Recuerdos de un meadero


Retazos de una charla en el colegio que te conoció de pequeñito


Cuando tenía seis años, el patio de mi colegio era una enorme planicie en la que el eslabón más débil de la cadena alimenticia era yo. Recuerdo, por ejemplo, un recreo en el que salí corriendo a los urinarios que quedaban al final del patio y la distancia se me hizo eterna, aumentada por la urgencia. Para colmo, una vez ante aquella zanja cubierta de mayólicas, era difícil que un niño de mi tamaño encontrara un espacio para sacar el pene entre los estudiantes más grandes; pero lo peor no fue eso: por entonces los niños de mi edad usábamos un guardapolvos beige, de esos de una sola pieza, que se abotonaba desde el cuello hasta la ingle.
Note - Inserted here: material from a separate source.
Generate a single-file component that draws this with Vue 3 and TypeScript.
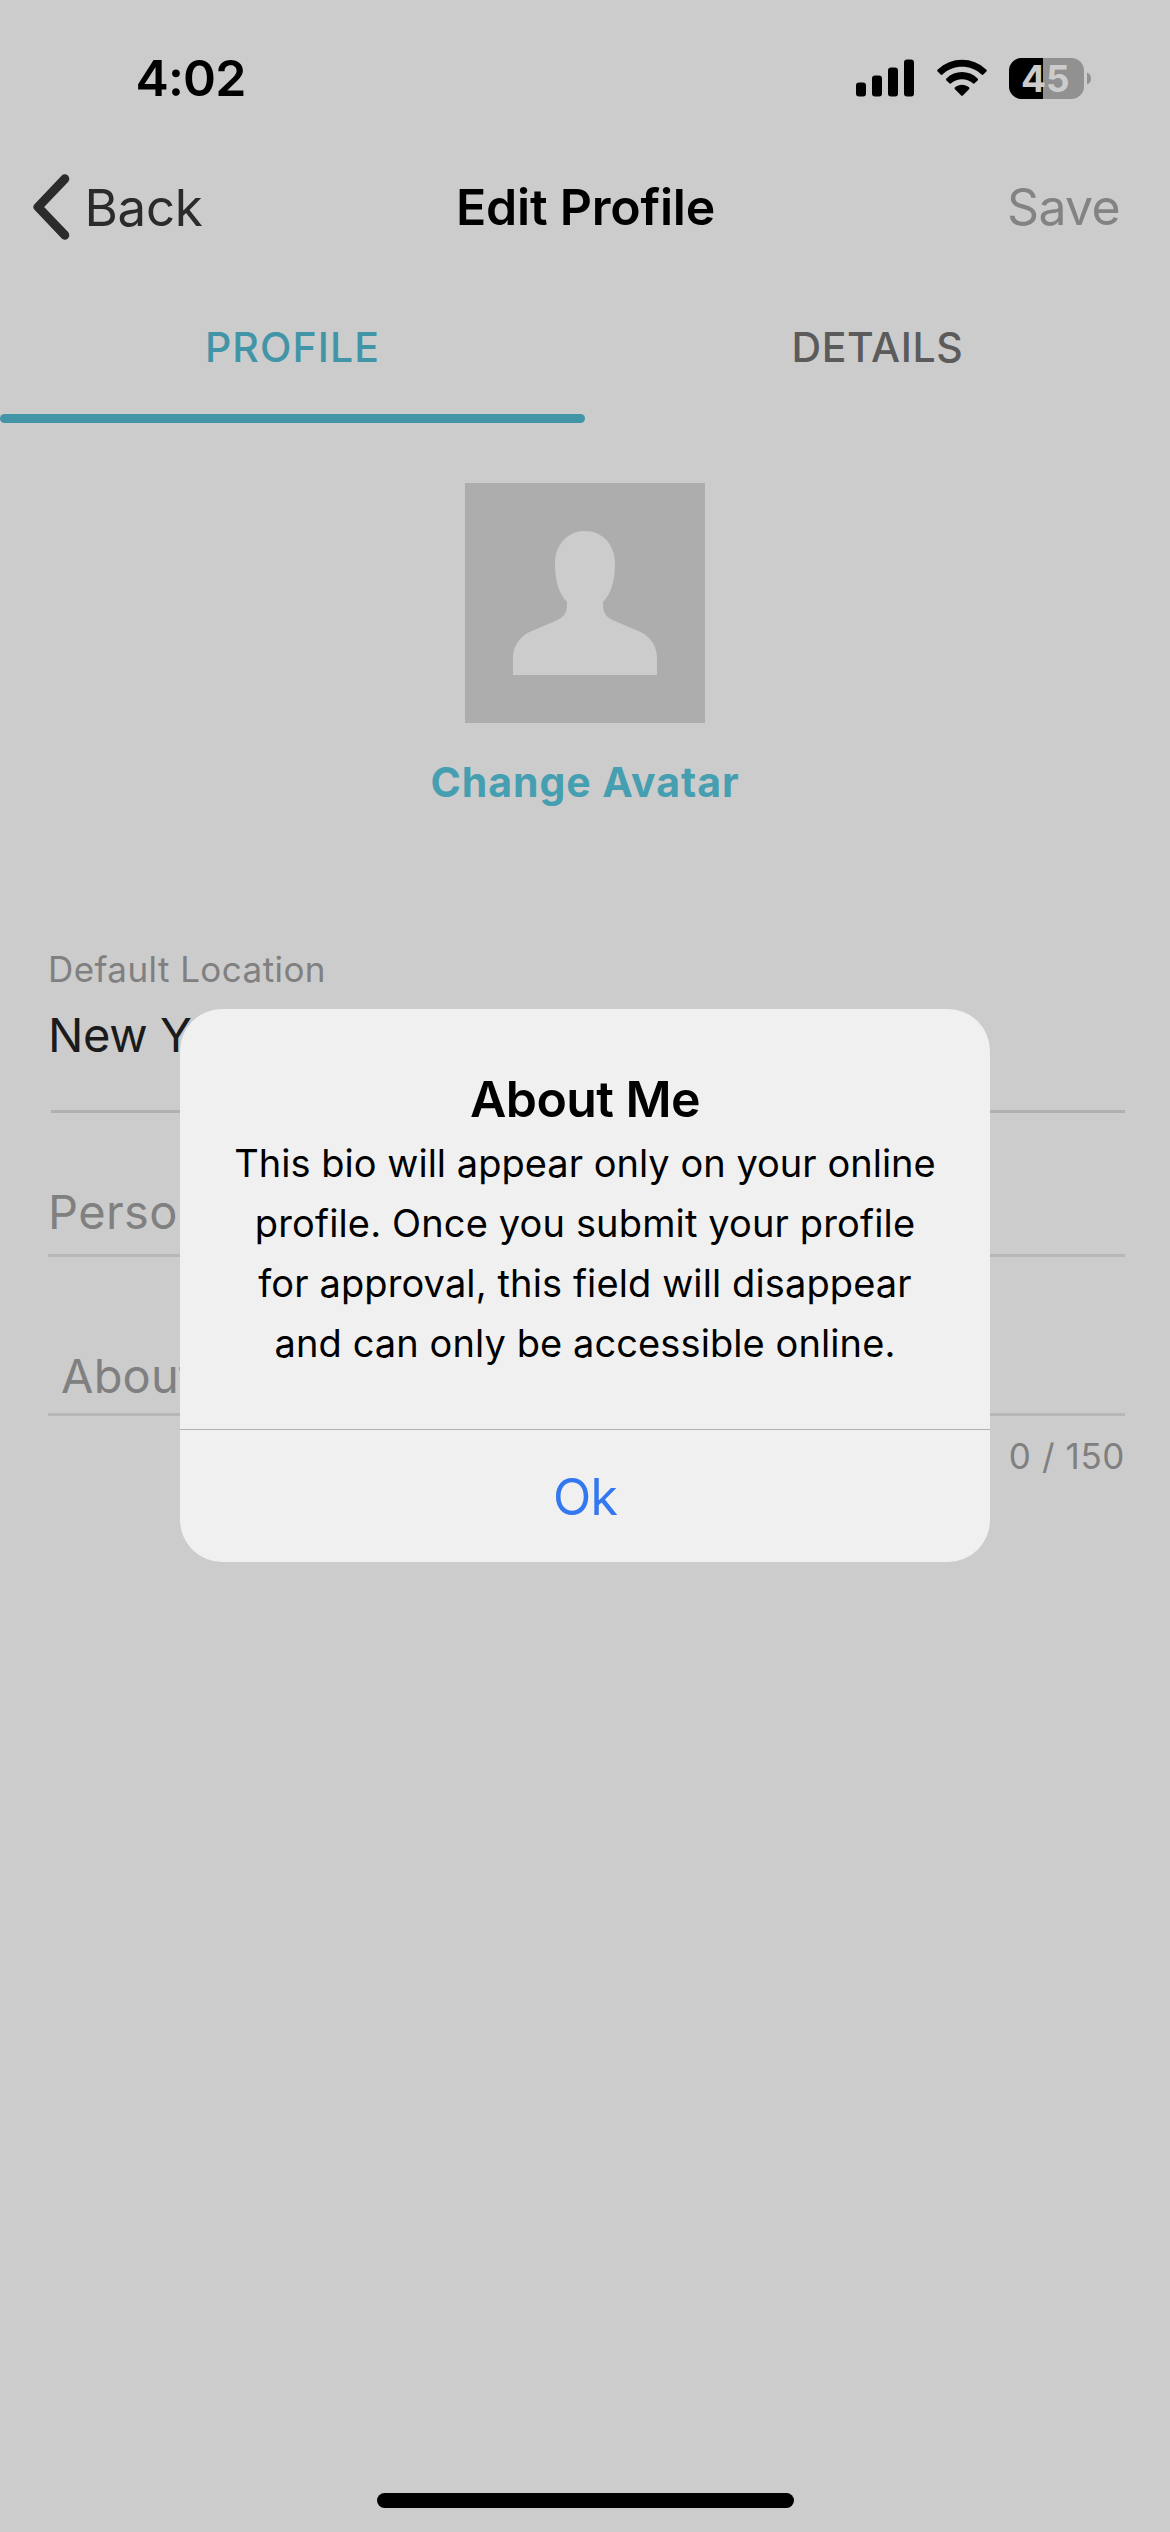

Aquel día, mis deditos no pudieron ni contra esos botones ni contra mi vejiga, y el estallido empapó mi ropa. Me solté a llorar de pie, sintiéndome un estúpido, y un brigadier me rescató para llevarme a la dirección. 
En cambio, qué pequeño se me antojaba ese patio ahora, casi cincuenta años después: me pareció que hoy podría atravesarlo en veinte trancadas. Los cambios, sin embargo, no solo eran subjetivos: ahora ondulaba bajo el cielo un toldo que impedía que los alumnos en formación se acaloraran —recuerdo los ataques de vómitos que sufrí por los dolores de cabeza que el sol me provocaba— y, lo más impactante, también había niñas estudiando codo a codo con los varones. 

Mi visita se debió a que la asociación de exalumnos de mi colegio había aprovechado que me encontraba en Trujillo para invitarme a tener una charla con las alumnas y alumnos que este año egresarán de la secundaria. Luego de las presentaciones, y una vez que me fue cedido el micrófono, le arrojé a esos chicos mi preocupación más honesta: ¿qué podía decirles en los pocos minutos que tendríamos que no les hubieran dicho en once años de enseñanza?

Lo primero: mi confesión de que fue mi debilidad por la lectura lo que me había llevado ante ellos esa mañana. En mi familia no existían los debates, nunca estudié en una universidad y mi roce académico es casi inexistente. Tuve, sí, la fortuna de haber tenido acceso desde pequeño a lecturas que amortiguaban mi soledad y que ayudaban a aplacar mi curiosidad; y, también, la enorme suerte de haberme rodeado, a partir de mis primeros trabajos, de mentes brillantes a las que escuchaba embelesado. 

Lo segundo que les recordé es que los humanos somos seres sociales por naturaleza y que las personas que pueden ganarse el sustento sin relacionarse con otros son prácticamente inexistentes, o personajes dignos de ficción: todos interactuamos con pares, subalternos, superiores, proveedores, intermediarios, usuarios y autoridades. Y, a estas alturas de la vida, la experiencia me ha enseñado que es preferible trabajar con una persona de inteligencia promedio que sea querida por la gente, que con un genio que provoque problemas a cada instante. Quienes más se acercan al pináculo de eso que se llama “éxito” profesional —ese concepto tan manoseado como sospechoso—, son las personas curiosas, lectoras, que en lugar de ver al error como un látigo, lo asumen como un requisito para encontrar soluciones inesperadas; pero todas esas virtudes no florecen hasta la plenitud si esas personas no son empáticas y solidarias. Nadie quiere trabajar con insidiosos, rajones, puñaleros y problemáticos: la vida es muy corta como para elegir compartirla con hijos e hijas de la más puta guayaba.

Hubo un momento, no obstante, en que fui yo el interpelado. Ocurrió al final de la ronda de preguntas: un sonriente muchacho de la primera fila se puso de pie y me espetó:
—¿Sabe usted quién es usted?

Era una gran pregunta, se lo admití. Es una de las más cruciales que puedan hacérsela a uno, y se la agradecí, pues me dio el pie para resaltar que las personas solemos confundir quiénes somos con lo que hacemos. Por fortuna, luego de una crisis que surqué hace un par de décadas, creo haber alcanzado a sacar en claro quién soy, al margen de mi oficio. Imagino que seguiré siendo esa persona hasta que la vejez se imponga, si es que vivo hasta ese paréntesis de cierre en que volveré a orinarme encima, ya no por unos botones que no se abren, sino por un organismo que no se cierra.